A very important evolution of my Path was adopting the belief that witchcraft is not what you do, it is who you are. I remember reading many posts on TW that said, "witchcraft is a skill." So I assumed that if you were not practicing daily and casting lots of spells, you were being a 'bad' witch. Yet, as I started doing witchy stuff and taking baby steps on my own Path, I often got strong feelings that I shouldn't be actively practicing at all. I would want to do some spellwork, do divination, or "travel" to certain places, and I would get strong emotions of foreboding or anxiety. This really frustrated me, because I did not see any logical explanation for these feelings. To prove to myself that I was such a super witch, I would sometimes fight through them and do magic anyway, always to my great detriment.
When I came to believe that witchcraft is who you are and not what you do, I suddenly came to see the reasoning and value behind downtime. I believe that to a large degree, my power and ability as a witchlet directly corresponds with my personal development as a person. It is fine to develop skills such as spellcrafting, but the real magic lies within myself. To grow as a person (and therefore a witch), sometimes I need to stop focusing on the outside world, and start focusing on who I am on the inside. Often these periods begin when something in the back of my mind tells me, "knock off the magic". Then it is probably time to consider what exactly I should be focusing on instead. So far I have never regretted paying attention and getting to work.
Downtime used to make me feel confused and upset, because I associated certain magical actions with being a 'good' witch. Now I respect downtime as being an important part of my development as a person, even if it can still be frustrating.
What really helps me deal with downtime is 1) understanding that it has a purpose, and 2) figuring out the purpose and putting my energy towards that instead. Also, I have learned that if a little voice in the back of your head is saying, "this is a bad idea" when you start a spell, then it is a frikkin bad idea and you shouldn't do it.
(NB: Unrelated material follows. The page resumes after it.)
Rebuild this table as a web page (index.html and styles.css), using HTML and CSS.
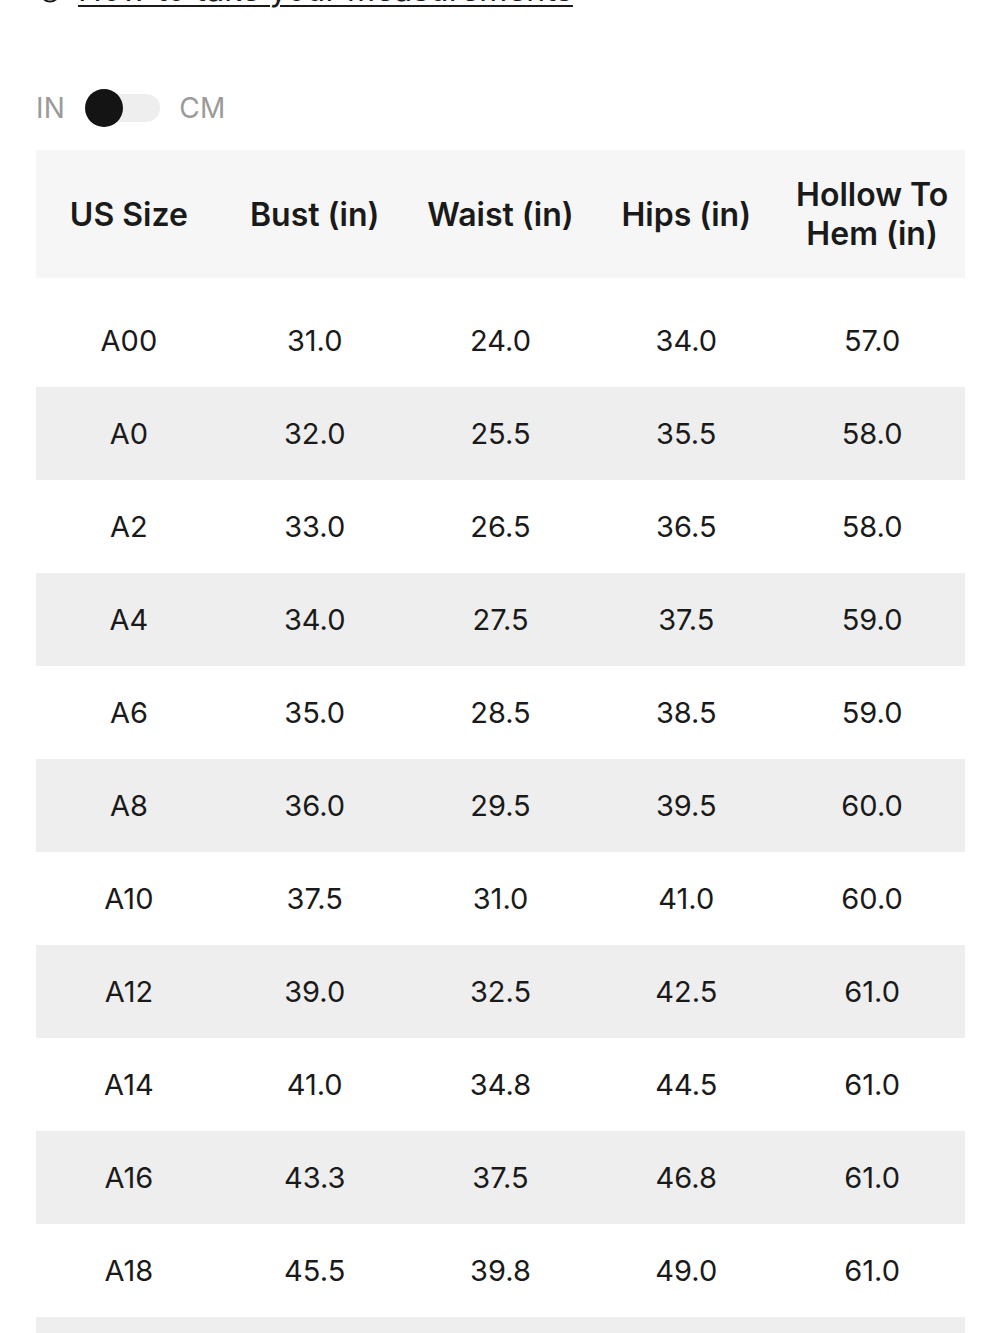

A related thought I have towards downtime is the phenomenon where some new/young practitioners do not seem to turn towards the Craft when the going gets tough. I know that I have sometimes felt guilt about this because I think, "I want to be a witch so I should be using magic to solve this problem." This can lead to a different kind of 'downtime' where I choose to not use spellcrafting to address my mundane issues, but at the same time I feel unreasonably guilty about my choice. Now I am of the belief that for an inexperienced practitioner, maybe magically experimenting on big, unwieldy, delicate, important life events is actually not the best choice to make. I think there will come a time when we feel comfortable using magic in various situations, and I am not sure there is any need to rush it.
Does anyone else deal with downtime? Do you think it has a purpose? What do you do about it?